October 7, 2012

Back Where We Started

It's easy to forget where we stood nine months ago. With the return of Roger, the rise of Murray, the dominance of Serena, more recent headlines are quite different from the ones we saw back then. But this week we did something of an about-face, and the winners, some of whom have been out of the spotlight for months or more, climbed their way back to the top, and reminded us all not to be distracted by all that's gone on since summer ended.

Kei Nishikori was the comeback story of last year, fighting back from injury that had largely sidelined him since 2008, rocking his way to two runner's-up trophies and cracking the top thirty by the end of the year. He kicked off 2012 with the same kind of success, becoming the first Japanese man to reach the Australian Open quarterfinals in eighty years. He was a little quiet after that, skipping Roland Garros and winning just two matches at each of the other two Grand Slams. He only made one significant win since January, beating David Ferrer at the Olympics, and was starting to lose the momentum he'd built up last season.

Then he came to Tokyo and turned things around. The eighth seed was challenged early, dropping sets to countryman Go Soeda and a rebuilding Tommy Robredo, but he raised his game in the quarters against world #6 Tomas Berdych and made quick work of Marcos Baghdatis a round later to make his first final in over a year. There he took on Milos Raonic, fresh off two huge wins, first over Janko Tipsarevic and then over top seed and defending champion Andy Murray in the semis. His previous long matches didn't seem to have much affect on the big-serving Canadian -- Raonic fired off fourteen aces and kept himself close for two sets. But Nishikori took over in the third, allowing his opponent just nine points on serve and ceding only four on his own. After about two hours of play, he'd won his first title in over four years, the first Japanese man to take the trophy in Tokyo, and put himself squarely back on the path he seemed destined for less than a year ago.

Novak Djokovic hasn't exactly fallen out of the spotlight this year, but it certainly feels like he's not making the same statement he was at the start of it.

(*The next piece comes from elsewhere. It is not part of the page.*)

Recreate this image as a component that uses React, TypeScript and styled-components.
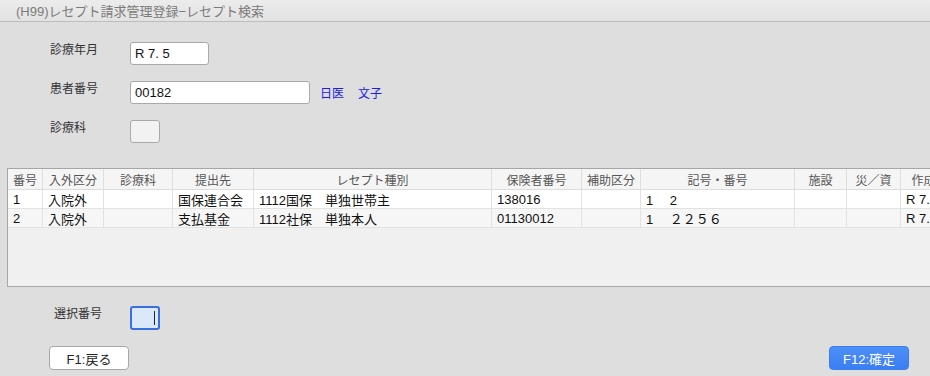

Coming off the best season of his career, he was understandably fatigued at the start of this one, but nevertheless defended his title in Australia and retained his #1 ranking through Wimbledon. He picked up a couple more titles in 2012, but compared to the ten he'd racked up by this time last year, it felt like he was losing a bit of his luster.

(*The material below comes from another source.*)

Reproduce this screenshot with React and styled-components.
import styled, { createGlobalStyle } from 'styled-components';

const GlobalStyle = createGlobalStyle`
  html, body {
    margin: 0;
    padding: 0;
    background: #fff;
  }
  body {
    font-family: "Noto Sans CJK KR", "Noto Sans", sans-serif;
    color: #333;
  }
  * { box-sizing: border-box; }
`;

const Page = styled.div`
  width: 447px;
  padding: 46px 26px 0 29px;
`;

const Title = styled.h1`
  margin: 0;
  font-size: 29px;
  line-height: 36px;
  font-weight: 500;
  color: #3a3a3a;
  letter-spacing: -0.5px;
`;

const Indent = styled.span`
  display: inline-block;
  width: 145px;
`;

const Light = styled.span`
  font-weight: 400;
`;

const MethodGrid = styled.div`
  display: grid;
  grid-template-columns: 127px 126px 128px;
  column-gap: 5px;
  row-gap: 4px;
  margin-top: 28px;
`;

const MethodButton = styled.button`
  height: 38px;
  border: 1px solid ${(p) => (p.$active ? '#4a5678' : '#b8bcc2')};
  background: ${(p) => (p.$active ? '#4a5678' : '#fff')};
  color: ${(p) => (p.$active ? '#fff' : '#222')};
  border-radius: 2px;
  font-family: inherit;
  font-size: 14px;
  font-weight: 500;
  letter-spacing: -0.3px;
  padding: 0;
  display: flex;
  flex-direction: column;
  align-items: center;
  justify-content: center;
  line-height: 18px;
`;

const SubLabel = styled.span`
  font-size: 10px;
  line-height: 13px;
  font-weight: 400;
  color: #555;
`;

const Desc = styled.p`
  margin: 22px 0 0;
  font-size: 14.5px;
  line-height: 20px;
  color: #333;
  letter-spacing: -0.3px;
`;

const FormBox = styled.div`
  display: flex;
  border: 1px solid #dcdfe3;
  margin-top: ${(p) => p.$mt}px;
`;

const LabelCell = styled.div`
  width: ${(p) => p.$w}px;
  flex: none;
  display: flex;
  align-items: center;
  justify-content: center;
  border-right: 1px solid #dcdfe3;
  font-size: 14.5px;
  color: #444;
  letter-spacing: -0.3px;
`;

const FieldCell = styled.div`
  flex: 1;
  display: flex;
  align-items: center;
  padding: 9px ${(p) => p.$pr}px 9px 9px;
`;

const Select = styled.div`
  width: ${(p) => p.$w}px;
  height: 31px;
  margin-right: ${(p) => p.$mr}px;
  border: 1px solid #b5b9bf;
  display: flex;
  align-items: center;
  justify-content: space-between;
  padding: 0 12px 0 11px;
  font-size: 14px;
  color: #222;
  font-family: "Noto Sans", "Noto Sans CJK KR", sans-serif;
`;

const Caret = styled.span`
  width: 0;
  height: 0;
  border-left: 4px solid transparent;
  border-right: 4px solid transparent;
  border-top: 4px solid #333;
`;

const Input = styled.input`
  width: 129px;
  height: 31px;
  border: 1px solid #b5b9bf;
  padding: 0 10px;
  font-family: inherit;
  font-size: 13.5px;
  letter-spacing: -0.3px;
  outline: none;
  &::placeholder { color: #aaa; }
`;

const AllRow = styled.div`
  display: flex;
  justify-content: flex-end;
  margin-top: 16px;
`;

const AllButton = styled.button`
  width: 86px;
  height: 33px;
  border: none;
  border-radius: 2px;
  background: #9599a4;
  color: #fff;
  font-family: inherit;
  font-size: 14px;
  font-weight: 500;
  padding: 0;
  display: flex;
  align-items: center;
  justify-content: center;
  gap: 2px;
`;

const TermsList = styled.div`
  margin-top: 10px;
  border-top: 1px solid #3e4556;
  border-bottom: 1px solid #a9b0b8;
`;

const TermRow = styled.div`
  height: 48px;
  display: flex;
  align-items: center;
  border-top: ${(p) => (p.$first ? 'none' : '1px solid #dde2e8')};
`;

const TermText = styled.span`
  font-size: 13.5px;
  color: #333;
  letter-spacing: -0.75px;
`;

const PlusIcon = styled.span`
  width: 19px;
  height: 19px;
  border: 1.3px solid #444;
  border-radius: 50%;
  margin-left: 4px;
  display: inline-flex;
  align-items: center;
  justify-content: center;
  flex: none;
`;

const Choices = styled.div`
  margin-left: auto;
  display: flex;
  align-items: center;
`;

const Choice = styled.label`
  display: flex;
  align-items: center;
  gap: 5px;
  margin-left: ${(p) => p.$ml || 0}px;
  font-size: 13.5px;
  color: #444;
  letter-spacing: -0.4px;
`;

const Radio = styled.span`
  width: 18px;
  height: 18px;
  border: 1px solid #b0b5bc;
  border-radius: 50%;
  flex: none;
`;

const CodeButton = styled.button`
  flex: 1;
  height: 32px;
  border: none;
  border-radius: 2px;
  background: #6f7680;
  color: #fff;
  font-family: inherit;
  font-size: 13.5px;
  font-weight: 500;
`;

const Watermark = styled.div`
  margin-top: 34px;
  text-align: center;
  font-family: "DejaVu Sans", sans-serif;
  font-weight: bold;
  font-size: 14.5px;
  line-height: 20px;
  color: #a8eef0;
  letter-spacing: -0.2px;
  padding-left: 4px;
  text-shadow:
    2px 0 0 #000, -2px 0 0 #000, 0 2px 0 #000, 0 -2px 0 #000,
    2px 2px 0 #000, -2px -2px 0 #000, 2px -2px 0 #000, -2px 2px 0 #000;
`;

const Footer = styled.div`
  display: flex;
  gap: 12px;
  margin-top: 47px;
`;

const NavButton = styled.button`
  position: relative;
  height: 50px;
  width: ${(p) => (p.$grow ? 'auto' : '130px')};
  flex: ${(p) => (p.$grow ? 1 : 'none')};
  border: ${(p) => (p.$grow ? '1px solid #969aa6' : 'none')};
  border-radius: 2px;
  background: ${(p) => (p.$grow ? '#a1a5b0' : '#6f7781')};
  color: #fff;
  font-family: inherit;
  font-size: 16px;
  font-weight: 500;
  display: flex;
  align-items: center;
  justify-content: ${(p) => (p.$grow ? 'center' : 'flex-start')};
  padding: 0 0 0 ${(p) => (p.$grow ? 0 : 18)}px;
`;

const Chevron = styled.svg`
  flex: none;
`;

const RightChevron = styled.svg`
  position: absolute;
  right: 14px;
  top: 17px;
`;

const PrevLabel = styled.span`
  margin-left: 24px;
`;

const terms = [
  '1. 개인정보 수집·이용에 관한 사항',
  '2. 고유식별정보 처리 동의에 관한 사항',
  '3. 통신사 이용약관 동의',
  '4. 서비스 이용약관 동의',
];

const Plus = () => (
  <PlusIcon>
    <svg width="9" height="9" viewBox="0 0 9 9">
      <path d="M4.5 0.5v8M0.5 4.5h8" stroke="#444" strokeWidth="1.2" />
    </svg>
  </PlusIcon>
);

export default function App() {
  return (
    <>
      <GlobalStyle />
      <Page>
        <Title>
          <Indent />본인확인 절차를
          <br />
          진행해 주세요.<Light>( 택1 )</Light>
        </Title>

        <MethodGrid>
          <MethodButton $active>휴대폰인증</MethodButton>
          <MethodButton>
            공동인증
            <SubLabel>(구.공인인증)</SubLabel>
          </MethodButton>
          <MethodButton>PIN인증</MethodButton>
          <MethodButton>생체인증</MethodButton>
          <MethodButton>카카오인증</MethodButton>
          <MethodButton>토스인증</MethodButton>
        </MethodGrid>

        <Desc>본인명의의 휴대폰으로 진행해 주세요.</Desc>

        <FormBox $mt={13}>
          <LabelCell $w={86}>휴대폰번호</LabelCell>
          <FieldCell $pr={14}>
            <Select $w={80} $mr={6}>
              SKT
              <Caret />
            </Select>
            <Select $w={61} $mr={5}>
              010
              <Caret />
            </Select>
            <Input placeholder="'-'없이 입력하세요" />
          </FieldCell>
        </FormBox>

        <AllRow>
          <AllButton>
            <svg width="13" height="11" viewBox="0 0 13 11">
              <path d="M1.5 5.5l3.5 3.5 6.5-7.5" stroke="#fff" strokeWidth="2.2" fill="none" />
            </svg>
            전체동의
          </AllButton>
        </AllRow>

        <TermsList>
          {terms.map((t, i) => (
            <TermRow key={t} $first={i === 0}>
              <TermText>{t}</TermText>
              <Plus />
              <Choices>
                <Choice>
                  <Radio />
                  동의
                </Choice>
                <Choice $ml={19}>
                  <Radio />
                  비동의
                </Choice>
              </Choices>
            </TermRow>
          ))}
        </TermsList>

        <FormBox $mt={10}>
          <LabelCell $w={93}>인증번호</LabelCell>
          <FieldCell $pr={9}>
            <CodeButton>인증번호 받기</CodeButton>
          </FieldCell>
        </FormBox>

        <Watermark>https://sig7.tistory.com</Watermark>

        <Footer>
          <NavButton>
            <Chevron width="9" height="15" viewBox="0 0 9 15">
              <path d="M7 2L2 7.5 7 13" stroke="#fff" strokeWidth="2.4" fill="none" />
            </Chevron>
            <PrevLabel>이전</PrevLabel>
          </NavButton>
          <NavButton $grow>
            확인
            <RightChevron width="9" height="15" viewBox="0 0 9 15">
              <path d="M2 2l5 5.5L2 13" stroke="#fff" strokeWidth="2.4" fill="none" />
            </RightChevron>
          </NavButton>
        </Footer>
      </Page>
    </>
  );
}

He may have gotten his season back on track this week in Beijing though. Though he was pushed to three sets by Michael Berrer in his opener -- his first match since that heart-breaking loss in the U.S. Open final -- he rebounded quickly and didn't drop a set on his way to this championship round. Meanwhile Jo-Wilfried Tsonga, riding his own win streak with a title in Metz last month, made his way to the final with similarly little fanfare -- after dropping his first set to Denis Istomin, he received a walkover, a retirement and a fairly routine win over Mikhail Youzhny to make his third final of the year. Sunday's match had the potential to be hotly contested -- Tsonga held a more-than-decent 5-7 record against the world #2 -- and the Frenchman got an early break lead. But Djokovic rebounded, drew even and eventually won the tiebreak. He took control in the second, too, breaking his long-time foe twice and clinching his third Beijing title in four years.

Like Novak, top-ranked Victoria Azarenka hasn't exactly fallen from grace -- though she hadn't won a title since Indian Wells in March, her impressive performance in the U.S. Open final helped her retain the #1 ranking she'd lost for a few weeks during the summer. Still, after that twenty-six match, four-crown, one Grand Slam run that started the year, her more recent performances have shown the kinks in her armor. She's only lost one match to a player outside the top ten this year, though, so even without a recent title to her name, opponents had to stay wary.

As should be expected, the Belorussian sailed through her early rounds -- she didn't drop a set in her first five matches and was relentless against Marion Bartoli in the semis, the woman who doled out her first loss of the year, needing just over ninety minutes to make another final. In the other half of the draw, her recent rival Maria Sharapova had her own straightforward run to the final. After a long first round against Simona Halep, she dominated in later matches, winning all nine games until Angelique Kerber retired in the quarters and handing out a big bagel set to Na Li in the semis. The win earned Sharapova her fifth meeting against Vika this year, but with just one victory in those meetings, history was not on her side. Azarenka kept her play consistent, drew nearly forty errors from her challenger and eventually scored the win with a straightforward 6-3, 6-1 performance. With her fifth crown of the year, she reminded us just why she's at the top of the women's game these days.

With their wins this week all these players brought us back to a time when they were at the top of their games. There are only a few weeks left in the season, so there may not have been a better time for them to work their way back into the headlines. And as they look to end the year the way they started it, we can only hope their momentum carries into the new season.